The Early Campaign
The 1936 campaign was one of the strangest in the history of American politics, and some observers at the time compared it to the campaigns that preceded the Civil War. In the 1930s, as in the 1850s, the political parties were in flux. The composition of the Democratic party had not changed for several generations, but, in the 1930s, Negroes flocked to its banners and organized labor virtually declared the party its own. This formerly conservative party, now under the leadership of the aristocratic Franklin D. Roosevelt, became the haven of liberals and progressives of all kinds, and Republicans, agrarians, and even socialists entered its ranks to an extent that was alarming to the party's regulars. The Republican party also was reconstituted, not only by the loss of many of its Negro, labor, and urban constituents but also by the addition of some conservative Democrats.

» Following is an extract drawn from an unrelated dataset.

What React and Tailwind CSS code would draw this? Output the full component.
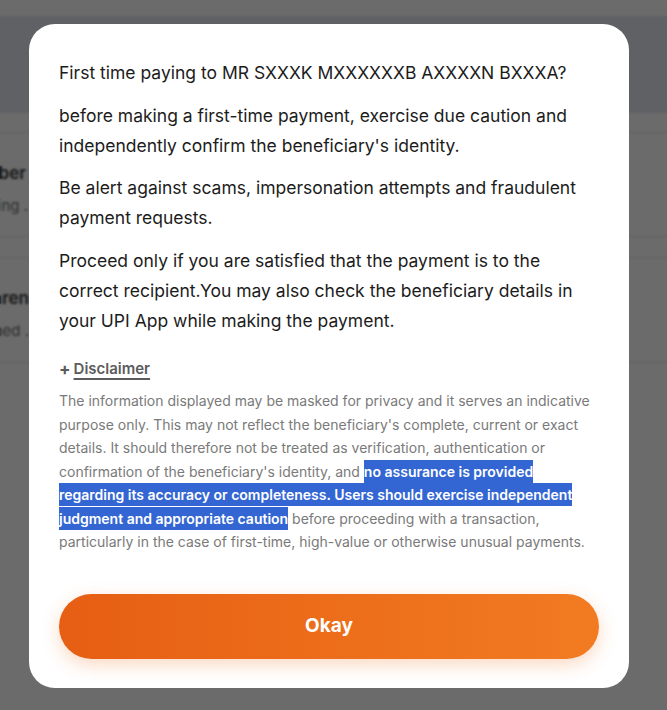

Ironically, in 1936 the Republican ticket was headed by two old Bull Moosers, and its national committee was loaded with Main Street rather than Wall Street figures.
Third parties were still in abundance, colorful if weak. The Socialists and Communists fielded noisy campaign teams and joined in the race for power with the new Coughlin-Smith-and-Townsend Union party. Strong independent state parties arose to harass the major parties in Wisconsin, Minnesota, and New York; and many Democrats abandoned their nominees to assist third-party and independent candidates.